When using this method of directly inserting the PCI host device into the VM, there is no ability to change the host device model: for all NIC models, the host used the vfio driver. The Intel Ethernet Servers Adapters XL710 and X710 adapters used the i40evf driver in the guest, and for both, the VM PCI Device information reported the adapter name as “XL710/X710 Virtual Function.” The Intel Ethernet Controller X540-AT2 and Intel 82599 10 Gigabit Ethernet Controller adapters used the ixgbevf driver in the guest, and the VM PCI device information reported “X540 Ethernet Controller Virtual Function” and “82599 Ethernet Controller Virtual Function” respectively. With the exception of the XL710, which showed a link speed of 40 Gbps, all 10 GB adapters showed a link speed of 10 Gbps. For the X540, 82599, and X710 adapters, the iperf test ran at nearly line rate (~9.4 Gbps), and performance was roughly ~8 percent worse when the VM was the iperf server versus when the VM was the iperf client. While the XL710 performed better than the 10 Gb NICs, it performed at roughly 70 percent line rate when the iperf server ran on the VM, and at roughly 40 percent line rate when the iperf client was on the VM. This disparity is most likely due to the kernel being overwhelmed by the high rate of I/O interrupts, a problem that would be solved by using DPDK.

The one advantage to this method is that it allows control over which VF is inserted into the VM, whereas the virtual network pool of adapters method does not. This method of injecting an SR-IOV VF network adapter into a KVM VM is the most complex to set up and provides the fewest host device model options. Performance is not significantly different than the method that involves a KVM virtual network pool of adapters. However, that method is much simpler to use. Unless you need control over which VF is inserted into your VM, I don’t recommend using this method.
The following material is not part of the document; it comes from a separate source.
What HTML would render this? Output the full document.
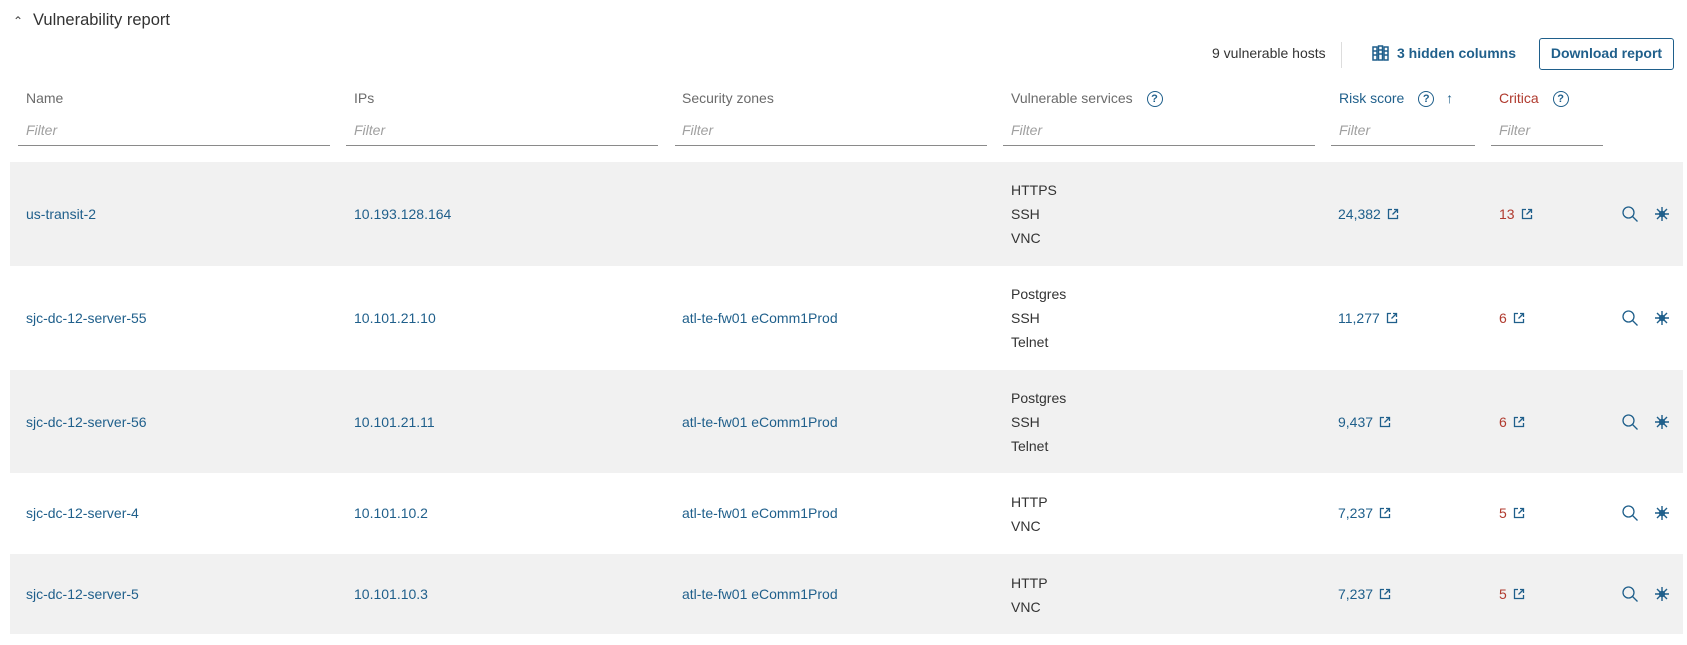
<!DOCTYPE html>
<html><head><style>
body{margin:0;width:1687px;height:645px;background:#fff;font-family:"Liberation Sans",Arial,sans-serif;position:relative;overflow:hidden;color:#333}
.a{position:absolute;white-space:nowrap}
.h{font-size:14px;color:#6b6b6b}
.f{font-size:14px;color:#a0a0a0;font-style:italic}
.u{position:absolute;height:1px;background:#8a8a8a;top:145px}
.row{position:absolute;left:10px;width:1673px}
.g{background:#f1f1f1}
.l{color:#1f5f8b;font-size:14px}
.r{color:#b03a2e;font-size:14px}
.s{font-size:14px;color:#333;line-height:24px}
.q{display:inline-block;width:14px;height:14px;border:1.6px solid #1f5f8b;border-radius:50%;font-size:11px;line-height:14px;text-align:center;color:#1f5f8b;font-weight:bold;font-style:normal;vertical-align:middle}
.x{display:inline-block;width:12px;height:12px;margin-left:6px;vertical-align:-1px}
</style></head><body>
<div class="a" style="left:13px;top:14px;font-size:12px;color:#444">&#8963;</div>
<div class="a" style="left:33px;top:11px;font-size:16.5px;color:#333">Vulnerability report</div>
<div class="a" style="left:1212px;top:45px;font-size:14px;color:#333">9 vulnerable hosts</div>
<div class="a" style="left:1341px;top:42px;width:1px;height:26px;background:#ddd"></div>
<svg class="a" style="left:1372px;top:45px" width="17" height="17" viewBox="0 0 17 17" fill="none" stroke="#1f5f8b" stroke-width="1.5"><rect x="1" y="2" width="4" height="13"/><rect x="6.5" y="1" width="4" height="14"/><rect x="12" y="2" width="4" height="13"/><path d="M1 6h4M1 10h4M6.5 5h4M6.5 9h4M12 6h4M12 10h4"/></svg>
<div class="a" style="left:1397px;top:45px;font-size:14px;color:#1f5f8b;font-weight:bold">3 hidden columns</div>
<div class="a" style="left:1539px;top:38px;width:135px;height:32px;border:1.5px solid #1f5f8b;border-radius:3px;box-sizing:border-box;text-align:center;line-height:29px;font-size:14px;color:#1f5f8b;font-weight:bold">Download report</div>

<div class="a h" style="left:26px;top:90px">Name</div>
<div class="a h" style="left:354px;top:90px">IPs</div>
<div class="a h" style="left:682px;top:90px">Security zones</div>
<div class="a h" style="left:1011px;top:90px">Vulnerable services <span class="q" style="margin-left:10px">?</span></div>
<div class="a" style="left:1339px;top:90px;font-size:14px;color:#1f5f8b">Risk score <span class="q" style="margin-left:10px">?</span> <span style="margin-left:8px">&#8593;</span></div>
<div class="a r" style="left:1499px;top:90px">Critica <span class="q" style="margin-left:10px">?</span></div>
<div class="a f" style="left:26px;top:122px">Filter</div><div class="u" style="left:18px;width:312px"></div>
<div class="a f" style="left:354px;top:122px">Filter</div><div class="u" style="left:346px;width:312px"></div>
<div class="a f" style="left:682px;top:122px">Filter</div><div class="u" style="left:675px;width:312px"></div>
<div class="a f" style="left:1011px;top:122px">Filter</div><div class="u" style="left:1003px;width:312px"></div>
<div class="a f" style="left:1339px;top:122px">Filter</div><div class="u" style="left:1331px;width:144px"></div>
<div class="a f" style="left:1499px;top:122px">Filter</div><div class="u" style="left:1491px;width:112px"></div>

<div class="row g" style="top:162px;height:104px"></div>
<div class="row" style="top:266px;height:104px"></div>
<div class="row g" style="top:370px;height:103px"></div>
<div class="row" style="top:473px;height:81px"></div>
<div class="row g" style="top:554px;height:80px"></div>

<svg width="0" height="0" style="position:absolute"><defs><symbol id="ex" viewBox="0 0 12 12"><g fill="none" stroke="#1f5f8b" stroke-width="1.3"><path d="M5 1.5H1.5v9h9V7"/><path d="M7 1.5h3.5V5M10.5 1.5L5.5 6.5"/></g></symbol></defs></svg>

<div class="a l" style="left:26px;top:206px">us-transit-2</div>
<div class="a l" style="left:354px;top:206px">10.193.128.164</div>
<div class="a s" style="left:1011px;top:178px">HTTPS<br>SSH<br>VNC</div>
<div class="a l" style="left:1338px;top:206px">24,382<svg class="x"><use href="#ex"/></svg></div>
<div class="a r" style="left:1499px;top:206px">13<svg class="x"><use href="#ex"/></svg></div>

<div class="a l" style="left:26px;top:310px">sjc-dc-12-server-55</div>
<div class="a l" style="left:354px;top:310px">10.101.21.10</div>
<div class="a l" style="left:682px;top:310px">atl-te-fw01 eComm1Prod</div>
<div class="a s" style="left:1011px;top:282px">Postgres<br>SSH<br>Telnet</div>
<div class="a l" style="left:1338px;top:310px">11,277<svg class="x"><use href="#ex"/></svg></div>
<div class="a r" style="left:1499px;top:310px">6<svg class="x"><use href="#ex"/></svg></div>

<div class="a l" style="left:26px;top:414px">sjc-dc-12-server-56</div>
<div class="a l" style="left:354px;top:414px">10.101.21.11</div>
<div class="a l" style="left:682px;top:414px">atl-te-fw01 eComm1Prod</div>
<div class="a s" style="left:1011px;top:386px">Postgres<br>SSH<br>Telnet</div>
<div class="a l" style="left:1338px;top:414px">9,437<svg class="x"><use href="#ex"/></svg></div>
<div class="a r" style="left:1499px;top:414px">6<svg class="x"><use href="#ex"/></svg></div>

<div class="a l" style="left:26px;top:505px">sjc-dc-12-server-4</div>
<div class="a l" style="left:354px;top:505px">10.101.10.2</div>
<div class="a l" style="left:682px;top:505px">atl-te-fw01 eComm1Prod</div>
<div class="a s" style="left:1011px;top:490px">HTTP<br>VNC</div>
<div class="a l" style="left:1338px;top:505px">7,237<svg class="x"><use href="#ex"/></svg></div>
<div class="a r" style="left:1499px;top:505px">5<svg class="x"><use href="#ex"/></svg></div>

<div class="a l" style="left:26px;top:586px">sjc-dc-12-server-5</div>
<div class="a l" style="left:354px;top:586px">10.101.10.3</div>
<div class="a l" style="left:682px;top:586px">atl-te-fw01 eComm1Prod</div>
<div class="a s" style="left:1011px;top:571px">HTTP<br>VNC</div>
<div class="a l" style="left:1338px;top:586px">7,237<svg class="x"><use href="#ex"/></svg></div>
<div class="a r" style="left:1499px;top:586px">5<svg class="x"><use href="#ex"/></svg></div>

<svg class="a" style="left:0;top:0" width="1687" height="645">
<defs>
<g id="ic" fill="none" stroke="#1f5f8b" stroke-width="1.3">
<circle cx="6.5" cy="6.5" r="5.5"/><path d="M10.5 10.5l5 5"/>
<g transform="translate(40,8)" stroke-width="1.4"><path d="M-7 0h14M0 -7v14M-5 -5l10 10M5 -5l-10 10"/><circle r="2.5"/></g>
</g>
</defs>
<use href="#ic" x="1622" y="206"/>
<use href="#ic" x="1622" y="310"/>
<use href="#ic" x="1622" y="414"/>
<use href="#ic" x="1622" y="505"/>
<use href="#ic" x="1622" y="586"/>
</svg>
</body></html>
SR-IOV Network Adapter Macvtap

The next way to add an SR-IOV network adapter to a KVM VM is as a VF network adapter connected to a macvtap on the host. Unlike the previous method, this method does not require you to know the PCI bus information for the VF, but you do need to know the name of the interface that the OS created for the VF when it was created.

Using the command-line

Much of this method of connecting an SR-IOV VF to a VM can be done via the virt-manager GUI, but step 1 must be done using the command line.

Step 1: Determine the VF interface name

As shown in the following figure, after creating the VF, use the bash script listed above to display the network interface names and PCI bus information assigned to the VFs.

Determine the VF interface name

With this information, insert the VFs into your KVM VM using either the virt-manager GUI or the virsh command line.

Step 2: Add an interface tag to the VM.

To use the command-line with the macvtap adapter solution, with the VM shut off, edit the VM configuration file and add an ‘interface’ tag with sub-elements and attributes shown below. The interface ‘type’ is ‘direct’, and the ‘dev’ attribute of the ‘source’ sub-element must point to the interface name that the host OS assigned to the target VF. Be sure to specify the ‘mode’ attribute of the ‘source’ element as ‘passthrough’:

# virsh edit <name of virtual machine>
# virsh dump <name of virtual machine><domain>
…
<devices>
…
   <interface type='direct'><source dev='enp3s16f1' mode='passthrough'/></interface>
…
</devices>
…
</domain>

Once the editor is closed, KVM automatically assigns a MAC address to the SR-IOV interface, uses the default model type value of rtl8139, and assigns the NIC a slot on the VM’s PCI bus.

Step 3: Start the VM.

Start the VM.

As the VM starts, KVM creates a macvtap adapter ‘macvtap0’ on the VF specified. On the host, you can see that the macvtap adapter that KVM created for your VF NIC uses a MAC address that is different than the MAC address on the other end of the macvtap in the VM:

     # ip l | grep enp3s16f1 -A1

Start the VM.

The fact that there are two MAC addresses assigned to the same VF—one by the host OS and one by the VM—suggests that the network stack using this configuration is more complex and likely slower.

Using the GUI

With the exception of determining the interface name of the desired VF, all the steps of this method can be done using the virt-manager GUI.

Step 1: Determine the VF interface name.

See the command line Step 1 above.

Step 2: Add the SR-IOV macvtap adapter to the VM.

Using virt-manager, add hardware to the VM.